After that, Mosley met Nat Nazarro, who managed the career of Pearl Bailey, among others. Nazarro booked Mosley at the Apollo Theater with the B.B. King Holiday Revue, which also featured Slappy White and Lucky Miller.

"It was wonderful," Mosley says. "B.B. King was very young and playing piano--this was before he got Lucille--and we did five shows a day. Nazarro said I would be the next sensation."

A sensation perhaps, but an underpaid sensation. At the height of his career, Mosley made $125 a week, with Nazarro slicing 30 percent off the top.
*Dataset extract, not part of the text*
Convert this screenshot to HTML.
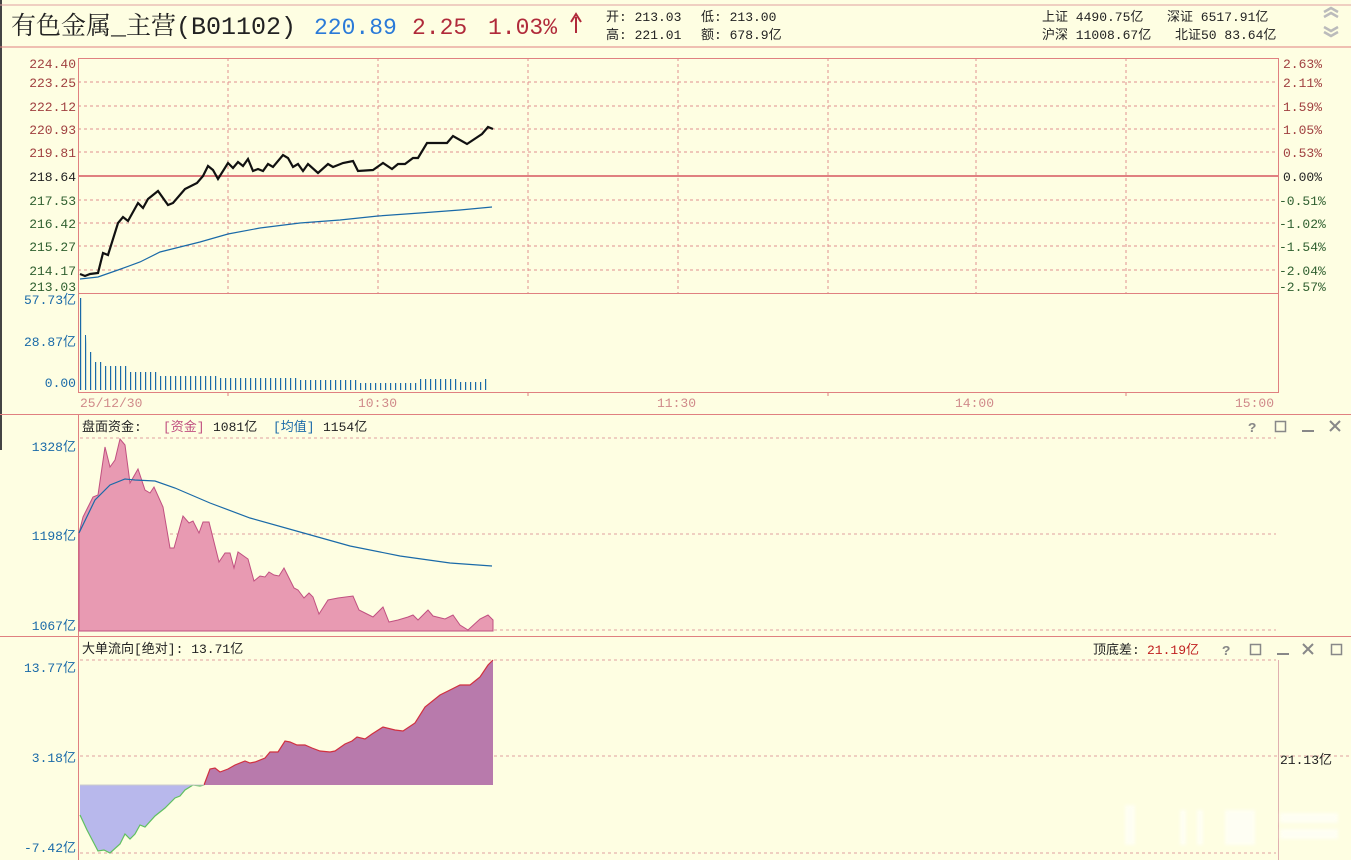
<!DOCTYPE html>
<html><head><meta charset="utf-8">
<style>
body{margin:0;background:#fefee2;width:1351px;height:860px;overflow:hidden;position:relative;font-family:"Liberation Mono","Noto Sans CJK SC",monospace;}
svg{position:absolute;left:0;top:0}
text{font-family:"Liberation Mono","Noto Sans CJK SC",monospace;font-size:13px}
</style></head><body>
<svg width="1351" height="860" viewBox="0 0 1351 860">
<defs>
<pattern id="vb" x="80" y="0" width="5" height="860" patternUnits="userSpaceOnUse">
<rect x="0" y="0" width="1.2" height="860" fill="#1a6aa8"/>
</pattern>
<filter id="bl"><feGaussianBlur stdDeviation="1.5"/></filter>
</defs>
<rect width="1351" height="860" fill="#fefee2"/>
<rect x="0" y="0" width="2" height="450" fill="#444"/>
<!-- header -->
<line x1="0" y1="5" x2="1351" y2="5" stroke="#e0a0a0"/>
<line x1="0" y1="47" x2="1351" y2="47" stroke="#e08080"/>
<text x="11" y="34" style="font-size:25px;font-family:'Liberation Mono','Noto Serif CJK SC',serif" fill="#222">有色金属_主营(B01102)</text>
<text x="314" y="34" style="font-size:23px" fill="#2a7ad8">220.89</text>
<text x="412" y="34" style="font-size:23px" fill="#b02a3a">2.25</text>
<text x="488" y="34" style="font-size:23px" fill="#b02a3a">1.03%</text>
<path d="M576 33 V17 M571 22 L576 14 L581 22" stroke="#b02a3a" stroke-width="2" fill="none"/>
<text x="606" y="21" fill="#222">开: 213.03</text>
<text x="606" y="39" fill="#222">高: 221.01</text>
<text x="701" y="21" fill="#222">低: 213.00</text>
<text x="701" y="39" fill="#222">额: 678.9亿</text>
<text x="1042" y="21" fill="#222">上证 4490.75亿</text>
<text x="1167" y="21" fill="#222">深证 6517.91亿</text>
<text x="1042" y="39" fill="#222">沪深 11008.67亿</text>
<text x="1175" y="39" fill="#222">北证50 83.64亿</text>
<path d="M1324 12 l7 -4 l7 4 M1324 17 l7 -4 l7 4" stroke="#bbb" stroke-width="2.5" fill="none"/>
<path d="M1324 27 l7 4 l7 -4 M1324 32 l7 4 l7 -4" stroke="#bbb" stroke-width="2.5" fill="none"/>

<!-- main chart grid -->
<g stroke="#e09090" stroke-dasharray="3,3" fill="none">
<path d="M78 82H1278M78 106H1278M78 129H1278M78 152H1278M78 200H1278M78 223H1278M78 246H1278M78 270H1278"/>
<path d="M228 58V293M378 58V293M528 58V293M678 58V293M828 58V293M976 58V293M1126 58V293"/>
</g>
<rect x="78.5" y="58.5" width="1200" height="334" fill="none" stroke="#e08080"/>
<line x1="78" y1="293.5" x2="1278" y2="293.5" stroke="#e08080"/>
<line x1="78" y1="176" x2="1278" y2="176" stroke="#e08080" stroke-width="2"/>
<g fill="#a04040" text-anchor="end">
<text x="76" y="68">224.40</text><text x="76" y="87">223.25</text><text x="76" y="111">222.12</text>
<text x="76" y="134">220.93</text><text x="76" y="157">219.81</text>
<text x="76" y="181" fill="#222">218.64</text>
<text x="76" y="205" fill="#306030">217.53</text><text x="76" y="228" fill="#306030">216.42</text>
<text x="76" y="251" fill="#306030">215.27</text><text x="76" y="275" fill="#306030">214.17</text>
<text x="76" y="291" fill="#306030">213.03</text>
</g>
<g fill="#a04040">
<text x="1283" y="68">2.63%</text><text x="1283" y="87">2.11%</text><text x="1283" y="111">1.59%</text>
<text x="1283" y="134">1.05%</text><text x="1283" y="157">0.53%</text>
<text x="1283" y="181" fill="#222">0.00%</text>
<text x="1279" y="205" fill="#306030">-0.51%</text><text x="1279" y="228" fill="#306030">-1.02%</text>
<text x="1279" y="251" fill="#306030">-1.54%</text><text x="1279" y="275" fill="#306030">-2.04%</text>
<text x="1279" y="291" fill="#306030">-2.57%</text>
</g>
<polyline fill="none" stroke="#1a6aa8" stroke-width="1.2" points="80,279 98,277 118,270 140,262 160,252 200,242 228,234 260,228 300,223 340,220 378,216 420,213 460,210 492,207"/>
<polyline fill="none" stroke="#111" stroke-width="2.2" points="80,274 85,276 90,274 98,273 103,253 108,255 118,223 123,217 128,221 138,203 143,208 148,199 158,191 168,205 173,203 185,189 197,183 203,176 208,166 213,170 218,179 228,163 233,168 238,162 243,166 248,159 253,171 258,169 263,171 268,164 273,167 283,155 288,158 293,167 298,164 303,171 308,164 318,173 328,164 333,167 343,163 353,161 358,171 373,170 383,163 392,169 398,164 405,164 413,158 418,158 427,143 437,143 447,143 453,136 467,144 482,134 488,127 493,129"/>

<!-- volume -->
<g fill="#1a6aa8" text-anchor="end">
<text x="76" y="304">57.73亿</text><text x="76" y="346">28.87亿</text><text x="76" y="387">0.00</text>
</g>
<polygon fill="url(#vb)" points="80,390 80,298 82,298 83,335 86,335 87,352 92,352 92,362 102,362 102,366 130,366 130,372 160,372 160,376 220,376 220,378 300,378 300,380 360,380 360,383 420,383 420,379 460,379 460,382 485,382 485,379 490,379 490,390"/>
<!-- time row -->
<g stroke="#e08080"><path d="M228 392v4M528 392v4M828 392v4M1126 392v4"/></g>
<line x1="0" y1="414.5" x2="1351" y2="414.5" stroke="#e08080"/>
<g fill="#d08a8a">
<text x="80" y="407">25/12/30</text><text x="358" y="407">10:30</text><text x="657" y="407">11:30</text>
<text x="955" y="407">14:00</text><text x="1235" y="407">15:00</text>
</g>

<!-- panel 2 -->
<line x1="78.5" y1="414" x2="78.5" y2="860" stroke="#e08080"/>
<g stroke="#e0a0a0" stroke-dasharray="3,3"><path d="M80 438H1276M80 534H1276M80 630H1276"/></g>
<text x="82" y="431" fill="#222">盘面资金:</text>
<text x="163" y="431" fill="#c05080">[资金]</text>
<text x="213" y="431" fill="#222">1081亿</text>
<text x="273" y="431" fill="#1a6aa8">[均值]</text>
<text x="323" y="431" fill="#222">1154亿</text>
<g fill="#1a6aa8" text-anchor="end">
<text x="76" y="451">1328亿</text><text x="76" y="540">1198亿</text><text x="76" y="630">1067亿</text>
</g>
<polygon fill="#e89ab2" stroke="#c05080" stroke-width="1" points="79,631 79,533 83,517 93,497 98,495 105,447 110,467 115,460 120,439 125,445 130,483 138,469 145,490 150,493 154,487 163,507 170,548 174,548 183,516 189,523 193,521 199,533 203,522 209,522 219,562 225,553 230,553 234,568 238,552 248,559 254,581 260,576 265,577 269,572 274,575 279,576 284,568 294,588 298,590 304,598 309,593 313,597 319,614 328,600 338,598 353,596 359,610 367,614 373,617 383,607 389,622 398,620 408,617 413,615 418,620 428,610 433,616 445,619 453,615 460,625 468,630 480,619 488,615 493,620 493,631"/>
<polyline fill="none" stroke="#1a6aa8" stroke-width="1.2" points="79,533 95,500 110,485 125,479 135,480 155,481 175,488 210,503 250,518 300,532 350,546 400,556 450,563 492,566"/>
<text x="1248" y="432" fill="#888" style="font-size:14px;font-weight:bold">?</text>
<rect x="1275.5" y="421.5" width="10" height="10" fill="none" stroke="#888" stroke-width="1.5"/>
<line x1="1302" y1="431" x2="1314" y2="431" stroke="#888" stroke-width="2"/>
<path d="M1330 421l10 10M1340 421l-10 10" stroke="#888" stroke-width="2"/>
<line x1="0" y1="636.5" x2="1351" y2="636.5" stroke="#e08080"/>

<!-- panel 3 -->
<g stroke="#e0a0a0" stroke-dasharray="3,3"><path d="M80 660H1276M80 756H1351M80 853H1276"/></g>
<line x1="1278.5" y1="660" x2="1278.5" y2="860" stroke="#e0b0b0"/>
<text x="82" y="653" fill="#222">大单流向[绝对]:  13.71亿</text>
<text x="1093" y="654" fill="#222">顶底差:</text>
<text x="1147" y="654" fill="#c02020">21.19亿</text>
<text x="1222" y="655" fill="#888" style="font-size:14px;font-weight:bold">?</text>
<rect x="1250.5" y="644.5" width="10" height="10" fill="none" stroke="#888" stroke-width="1.5"/>
<line x1="1277" y1="654" x2="1289" y2="654" stroke="#888" stroke-width="2"/>
<path d="M1303 644l10 10M1313 644l-10 10" stroke="#888" stroke-width="2"/>
<rect x="1331.5" y="644.5" width="10" height="10" fill="none" stroke="#888" stroke-width="1.5"/>
<g fill="#1a6aa8" text-anchor="end">
<text x="76" y="672">13.77亿</text><text x="76" y="762">3.18亿</text><text x="76" y="852">-7.42亿</text>
</g>
<text x="1280" y="764" fill="#222">21.13亿</text>
<polygon fill="#b8b8ec" stroke="none" points="80,785 80,815 87,830 98,851 104,850 110,853 120,844 125,834 130,839 135,834 140,825 145,827 155,816 165,808 175,798 180,796 185,790 193,785 200,786 204,785"/>
<polyline fill="none" stroke="#60c060" stroke-width="1.2" points="80,815 87,830 98,851 104,850 110,853 120,844 125,834 130,839 135,834 140,825 145,827 155,816 165,808 175,798 180,796 185,790 193,785 200,786 204,785"/>
<polygon fill="#b87aac" stroke="none" points="204,785 210,769 215,768 220,772 228,769 235,765 245,761 250,763 255,762 265,758 270,752 278,752 285,741 290,742 297,745 305,745 312,748 320,751 330,752 335,751 345,744 352,741 357,737 365,739 372,734 383,727 395,730 403,731 415,723 425,707 440,695 450,690 460,685 470,685 480,677 488,665 493,660 493,785"/>
<polyline fill="none" stroke="#d03040" stroke-width="1.2" points="204,785 210,769 215,768 220,772 228,769 235,765 245,761 250,763 255,762 265,758 270,752 278,752 285,741 290,742 297,745 305,745 312,748 320,751 330,752 335,751 345,744 352,741 357,737 365,739 372,734 383,727 395,730 403,731 415,723 425,707 440,695 450,690 460,685 470,685 480,677 488,665 493,660"/>
<line x1="80" y1="785" x2="204" y2="785" stroke="#ccc"/>
<!-- watermark -->
<g fill="#fff" opacity="0.6" filter="url(#bl)">
<rect x="1125" y="805" width="10" height="40"/><rect x="1180" y="810" width="6" height="35"/><rect x="1197" y="810" width="6" height="35"/>
<rect x="1225" y="810" width="30" height="35"/><rect x="1280" y="813" width="58" height="10"/><rect x="1280" y="829" width="58" height="10"/>
</g>
</svg>
</body></html>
"Nat opened the doors for me, and I used to think half a loaf was better than no loaf, but I got tired of it," Mosley says. "I went to the cashier and said, 'I'm getting as much applause as B.B. King, but I'm not getting nearly as much money.' And the cashier said, 'A lot of people know about B.B. King, but don't nobody know about you. When you get as much prestige as B.B. King, that's when you get the big money.'"

Mosley couldn't wait that long. He broke his five-year contract with Nazarro after two years and struck out on his own. Without big-name management, though, doors slammed shut, and Mosley found himself in restaurant kitchens holding dishrags.
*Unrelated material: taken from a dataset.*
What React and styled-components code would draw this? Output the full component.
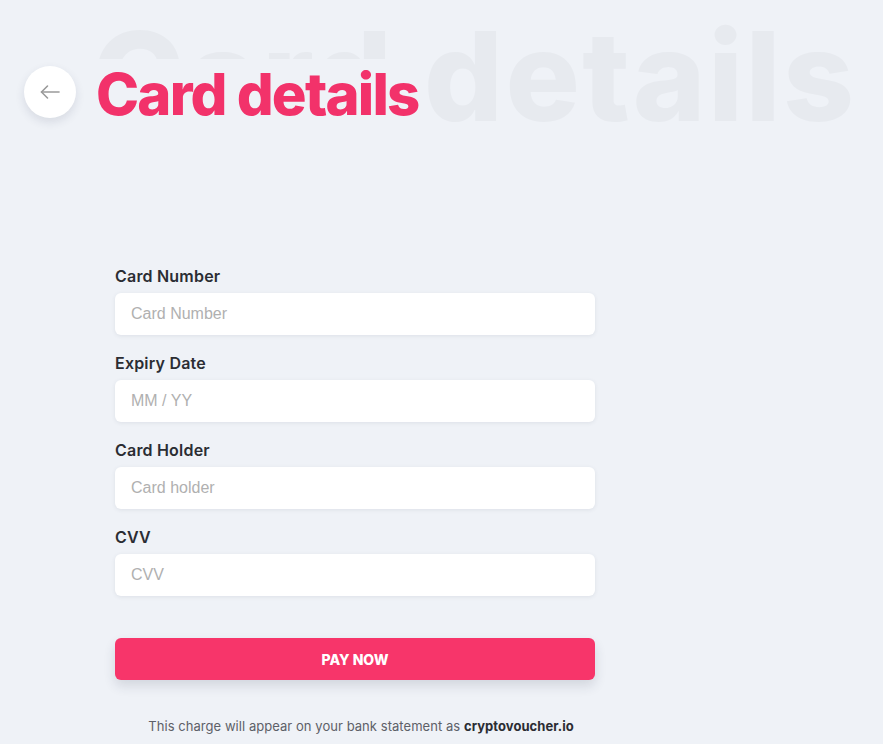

"I never had anyone making sure I wasn't taken advantage of," he says. "I never got married. I wasn't as lucky as Sammy Davis Jr., or Mickey Rooney, or the guys who had family helping them. Sometimes circumstances are beyond your control. You have to eat, and in order to survive, you wash dishes, you push brooms, you work construction. Yeah. I've been there. I've had my great moments of depression, anxiety and boredom. But I always carried God with me. That's what helped me to get rid of my troubles. Because when you drink and become an alcoholic, you only add to your troubles. Drinking can ruin you as a performer. No, I never did that."

And just when Mosley thought he'd hit rock bottom, opportunity knocked.
"I was washing dishes, and someone said, 'Why don't you perform on the street?' I said, 'No. No. There's no way in the world I could do that. Put a cup down like a beggar?' But he said, 'Well, you'd be surprised at how much money they make. All you have to do is work with a couple of performers.'"

So Mosley took his tap shoes, juggling gear and red straw hat to the corner of 44th Street and Broadway in New York City.

"I still had the show-business bug in me," he says. "But I'm going to tell you the truth. It's hard going from the stage to the street, even though I wasn't on the stage at the time. Not everyone could do it. People look at you like you're crazy. They say, 'What? You're dancing on the street? And then you got a cup down in front of you!' They make all kinds of cruel remarks. It took me a while to get used to it. Sometimes I still get embarrassed."

Mosley befriended a magician and ventriloquist who showed him the ropes, and he gradually developed a following. He appeared on NBC and CBS television features about New York City. He showed up on a Singapore Airlines commercial. He hit the road to places like Toledo, St. Louis, Cincinnati, San Francisco and Chicago and performed with acts such as Betty Taylor and the All-Girl Dance Revue, the Cotton Club Revue, Bozo the Clown and Lupe Appling of the Chicago White Sox.

"I'm a legend in California," he says. "I've been told that many times. Festivals like the Haight Street Fair. North Beach. Union Street Fair. Palo Alto Street Fair. In Contra Costa, I was on the front page of the newspaper, and that's the richest county in California. I've been lucky enough to have had the right people catching my act at the right time."

Mosley pauses a moment in his story and watches the crowd file by. Several people grin as they pass. Most stare straight ahead. A legless man plays a Latin tune on a Casio keyboard, and somewhere in the distance a saxophone echoes.

"When I was coming here years ago, you didn't have all these street peddlers and solicitors," he says. "You didn't have, everywhere you look, people with a saxophone or a horn. Just because you got a guitar and play the same note over and over doesn't mean you're a street performer. But that's the way it's going now. People just feel sorry for them and drop something in their buckets. And that takes away from the real show people."

Mosley came to Denver this spring because he heard people were nicer here than in New York City or Los Angeles. When he'd passed through in the late Eighties, he'd found crowds who appreciated showmanship and skill. But so far this afternoon, he's collected only $25 in his bucket.

"When you're on stage, you have a certain belonging and a certain self-respect and a certain independence," he says. "You don't have to worry about police harassment or the bus going by or the bad weather or some sickie trying to grab your crate and run. But I will say, I'm immune to the streets. The only reason I'm not back on stage--and I don't mean to boast--is because I really haven't made a sincere effort, buckled down and made the right sacrifices. When you get a certain age, you mellow out."

Mosley leans back on his suitcase, which holds a few CDs, tools and extra copies of his resume, and dabs the beads of perspiration on his forehead. His eyes look very tired.

"I'm not the greatest juggler, but I do have a reputation," he says. "With the hat trick, I'm considered to be better at it than Rudy Gardias. He used a derby, and my hat is straw. And he didn't kick it from the ground like I do. I have been told I could perform at nightclubs in Las Vegas, and I might go there in the near future. I love to perform. I love the audience."

Then the old showman rises to his feet, pushes the button on his boom box and begins to dance.